Foods ; 7(7)2018 Jul 03.
Artículo en Inglés | MEDLINE | ID: mdl-29970847

RESUMEN

The aim of this study was to develop ice cream products using different types of oils, a sensory ballot to focus on the textural attributes of new ice cream products, evaluate physicochemical properties of these products and physical measurements. Milkfat, hazelnut oil and olive oil were mixed at different concentrations for a total of 12% fat. Control sample contains 12% milk fat while the other formulations contain different proportion of milk fat, hazelnut oil and olive oil as the fat content. The combination of the different proportion of milk fat, hazelnut oil and olive oil are given as % milk fat, % hazelnut oil and % olive oil respectively; 12:0:0, 0:12:0, 0:0:12, 6:6:0, 6:0:6, 0:6:6, 4:4:4. The pH, free acidity, total solid ingredient, b* value and volume increase rate were statistically significant (p < 0.05).

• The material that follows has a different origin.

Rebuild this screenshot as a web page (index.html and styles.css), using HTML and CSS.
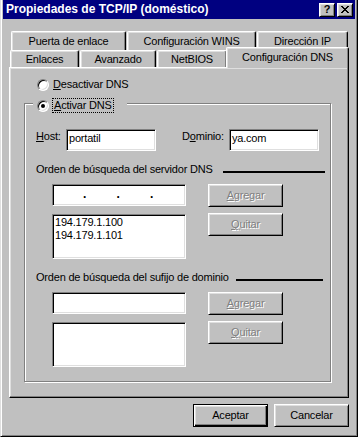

Sensory analysis results showed that: samples were 50% hazelnut oil-50% olive oil had the highest color and appearance scores. On the other hand, the highest score in body and texture scores were belongs to the sample of used 50% milk fat-50% hazelnut oil and 50% milk fat-50% olive oil, 50% milk fat-50% olive oil the most preferred ones in total quality criterions.